On Monday, sources close to the Tunisian security services reported talks had taken place on the island of Djerba, near the Libyan border.
The reports of rebel-regime negotiations sparked a swift denial from Benghazi, the insurgency’s stronghold in eastern Libya.
"There are no negotiations or talks between the Qaddafi regime and the NTC in Tunisia or anywhere else," NTC Vice Chairman Abdel Hafiz Ghoga said.
The United States expressed optimism that the rebels were closing in on Qaddafi, who has ruled for more than 40 years, with White House spokesman Jay Carney saying the increasingly isolated strongman’s "days are numbered."

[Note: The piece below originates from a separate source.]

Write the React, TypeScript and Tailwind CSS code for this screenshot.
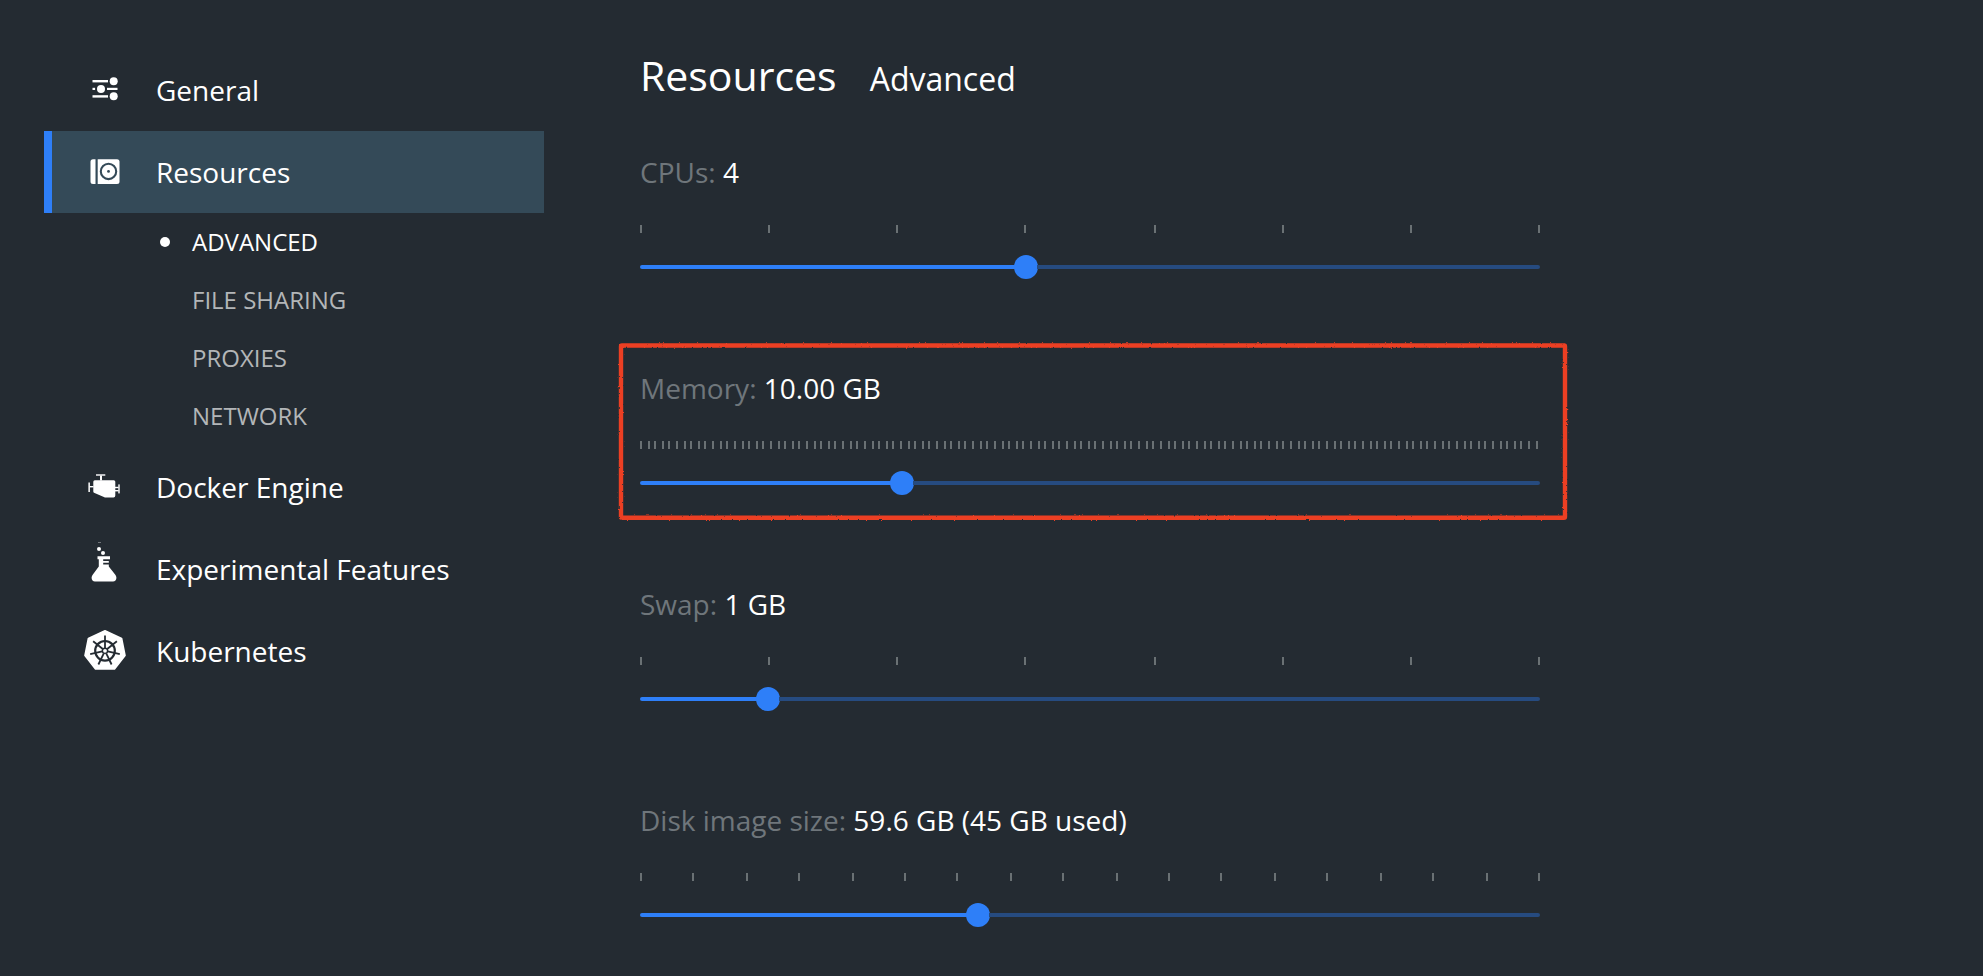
import { Fragment } from "react";

const WHEEL = [0, 1, 2, 3, 4, 5, 6].map((i) => (i * 360) / 7);

function GeneralIcon() {
  return (
    <svg width="26" height="24" viewBox="0 0 26 24" fill="#fff">
      <rect x="0.5" y="3" width="15.5" height="2.4" />
      <rect x="0.5" y="10.8" width="2.6" height="2.2" />
      <rect x="15" y="10.8" width="10.5" height="2.2" />
      <rect x="0.5" y="18.2" width="15.5" height="2.4" />
      <circle cx="21.7" cy="4.2" r="4" />
      <circle cx="9" cy="11.9" r="4" />
      <circle cx="21.7" cy="19.2" r="4" />
    </svg>
  );
}

function ResourcesIcon() {
  return (
    <svg width="30" height="26" viewBox="0 0 30 26">
      <path d="M3 .2H5.5V25H3A2.500 2.500 0 0 1 .5 22.500V2.700A2.500 2.500 0 0 1 3 .2Z" fill="#fff" />
      <path d="M7.700 .2H27A2.500 2.500 0 0 1 29.500 2.700V22.500A2.500 2.500 0 0 1 27 25H7.700Z" fill="#fff" />
      <circle cx="18.500" cy="12.400" r="7.700" fill="none" stroke="#344a58" strokeWidth="2.100" />
      <circle cx="18.500" cy="12.400" r="1.400" fill="#344a58" />
    </svg>
  );
}

function EngineIcon() {
  return (
    <svg width="32" height="24" viewBox="0 0 32 24" fill="#fff">
      <rect x="8" y="0.300" width="9.300" height="1.400" />
      <rect x="12" y="1.500" width="2" height="5" />
      <path d="M6.800 6.200H25.800A1.500 1.500 0 0 1 27.300 7.700V21.500A1.900 1.900 0 0 1 25.500 23.400H17L6 18.700A1.200 1.200 0 0 1 5.300 17.600V7.700A1.500 1.500 0 0 1 6.800 6.200Z" />
      <rect x="0.400" y="8.500" width="1.500" height="9.500" />
      <rect x="1.500" y="12" width="4" height="1.400" />
      <rect x="27" y="12.800" width="3.600" height="1.400" />
      <rect x="27" y="16" width="3.600" height="1.400" />
      <rect x="30.300" y="10.400" width="1.400" height="9" />
    </svg>
  );
}

function FlaskIcon() {
  return (
    <svg width="26" height="40" viewBox="0 0 26 40" fill="#fff">
      <rect x="7" y="0" width="3" height="0.700" opacity="0.500" />
      <circle cx="8" cy="7" r="2" />
      <circle cx="12" cy="11" r="2" />
      <path d="M6.500 14.300H19V17.300H12.200V18.900H17.800V20.800H12.200V22.500H17.800V24.500L24.500 33C26.500 36 25 39.600 22 39.600H4C1 39.600 -.5 36 1.500 33L7.800 24.500V17.300H6.500Z" />
    </svg>
  );
}

function KubernetesIcon() {
  return (
    <svg width="42" height="40" viewBox="0 0 42 40">
      <path d="M21 .8L37.600 8.400L41 25.500L30.500 39H11.500L1 25.500L4.400 8.400Z" fill="#fff" stroke="#fff" strokeWidth="1.600" strokeLinejoin="round" />
      <g fill="none" stroke="#242b32">
        <circle cx="21" cy="20.800" r="9.800" strokeWidth="2.200" />
        <circle cx="21" cy="20.800" r="2.600" strokeWidth="1.400" />
        {WHEEL.map((a) => (
          <path key={a} d="M21 18V5.600" strokeWidth="1.800" transform={`rotate(${a} 21 20.800)`} />
        ))}
      </g>
    </svg>
  );
}

const SUB_ITEMS = ["ADVANCED", "FILE SHARING", "PROXIES", "NETWORK"];

const NAV = [
  { label: "General", icon: <GeneralIcon />, pad: "pl-0.5 pb-0.5" },
  { label: "Resources", icon: <ResourcesIcon />, pad: "pl-0.5", active: true },
  { label: "Docker Engine", icon: <EngineIcon />, pad: "pb-0.5" },
  { label: "Experimental Features", icon: <FlaskIcon />, pad: "pb-3.5" },
  { label: "Kubernetes", icon: <KubernetesIcon />, pad: "pl-0.5 pb-0.5" },
];

const SLIDERS = [
  { label: "CPUs:", value: "4", ticks: 8, step: 128.286, fill: 386 },
  { label: "Memory:", value: "10.00 GB", ticks: 125, step: 7.22, fill: 262, marked: true },
  { label: "Swap:", value: "1 GB", ticks: 8, step: 128.286, fill: 128 },
  { label: "Disk image size:", value: "59.6 GB (45 GB used)", ticks: 18, step: 52.815, fill: 338 },
];

function Slider({ ticks, step, fill }: { ticks: number; step: number; fill: number }) {
  return (
    <>
      <svg className="mt-[34px] block" width="900" height="8" fill="#6a7174">
        {Array.from({ length: ticks }, (_, i) => (
          <rect key={i} x={2 * Math.round((i * step) / 2)} y="0" width="2" height="8" />
        ))}
      </svg>
      <div className="mt-[22px] flex h-6 w-[900px] items-center">
        <div className="h-1 rounded-l-full bg-[#2e7ff8]" style={{ width: fill - 11 }} />
        <div className="-mx-px size-6 shrink-0 rounded-full bg-[#2e7ff8]" />
        <div className="h-1 flex-1 rounded-r-full bg-[#264b80]" />
      </div>
    </>
  );
}

function Highlight() {
  return (
    <svg className="pointer-events-none absolute -top-[30px] -left-[24px]" width="954" height="184" fill="none">
      <filter id="rough" x="-2%" y="-5%" width="104%" height="110%" colorInterpolationFilters="sRGB">
        <feTurbulence type="fractalNoise" baseFrequency="0.6" numOctaves="2" seed="4" result="noise" />
        <feDisplacementMap in="SourceGraphic" in2="noise" scale="2.2" xChannelSelector="R" yChannelSelector="G" />
      </filter>
      <rect x="5" y="6.500" width="944" height="172.300" rx="1" stroke="#ec3f23" strokeWidth="4.400" filter="url(#rough)" />
    </svg>
  );
}

export default function App() {
  return (
    <div className="flex h-[976px] w-full overflow-hidden bg-[#242b32] font-['Open_Sans',sans-serif] text-white">
      <nav className="ml-11 w-[500px] shrink-0 pt-[49px]">
        {NAV.map((item) => (
          <Fragment key={item.label}>
            <div
              className={
                item.active
                  ? "flex h-[82px] items-center border-l-8 border-[#2e7ff8] bg-[#344a58]"
                  : "flex h-[82px] items-center border-l-8 border-transparent"
              }
            >
              <div className={`flex w-[104px] justify-center ${item.pad}`}>{item.icon}</div>
              <span className="text-[28px] leading-[38px]">{item.label}</span>
            </div>
            {item.active && (
              <ul className="mb-px">
                {SUB_ITEMS.map((sub, i) => (
                  <li
                    key={sub}
                    className={
                      i === 0
                        ? "flex h-[58px] items-center pl-[116px] text-2xl text-white"
                        : "flex h-[58px] items-center pl-[116px] text-2xl text-[#b3b6b8]"
                    }
                  >
                    <span className={i === 0 ? "mr-[22px] size-2.5 rounded-full bg-white" : "mr-[22px] size-2.5"} />
                    {sub}
                  </li>
                ))}
              </ul>
            )}
          </Fragment>
        ))}
      </nav>

      <main className="ml-24 flex-1 pt-[48px]">
        <header className="flex h-[105px] items-baseline gap-[33px]">
          <h1 className="text-[41px] leading-[54px]">Resources</h1>
          <h2 className="text-[32px] leading-[44px]">Advanced</h2>
        </header>
        {SLIDERS.map((s) => (
          <section key={s.label} className="relative h-[216px]">
            {s.marked && <Highlight />}
            <p className="text-[28px] leading-[38px]">
              <span className="text-[#6f767b]">{s.label}</span> {s.value}
            </p>
            <Slider ticks={s.ticks} step={s.step} fill={s.fill} />
          </section>
        ))}
      </main>
    </div>
  );
}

And Prince Mohammed el-Senussi said in a message to Libyans marking six months since the uprising began, that if his country’s rebels keep their unity and resolve, Qaddafi will be toppled from power "sooner rather than later."
A defiant Qaddafi denied widespread rumors he had fled the country and predicted victory.
"The end of the colonizer (NATO) is close and the end of the rats is close. They (the rebels) flee from one house to another before the masses who are chasing them," Qaddafi declared in an audio message on Libyan television.
He called on his supporters to "prepare for the battle to liberate" the rest of the country.
The Libyan regime has denied it is in danger, insisting that its forces can retake towns and districts captured by the rebels in recent days.
"Our mujahedeen forces are capable of exterminating these gangs," Ibrahim said in Tripoli.
Meanwhile, Qaddafi’s Deputy Interior Minister Mabruk Abdallah flew from Djerba to Egypt on a private plane with nine relatives, a Cairo airport security official told AFP, though it was not clear if he was defecting.
Ibrahim said merely that he had gone to the Egyptian capital for "personal reasons."
Dozens of high-ranking officials have turned their back on Qaddafi since the pro-democracy uprising erupted, inspired by the so-called Arab Spring.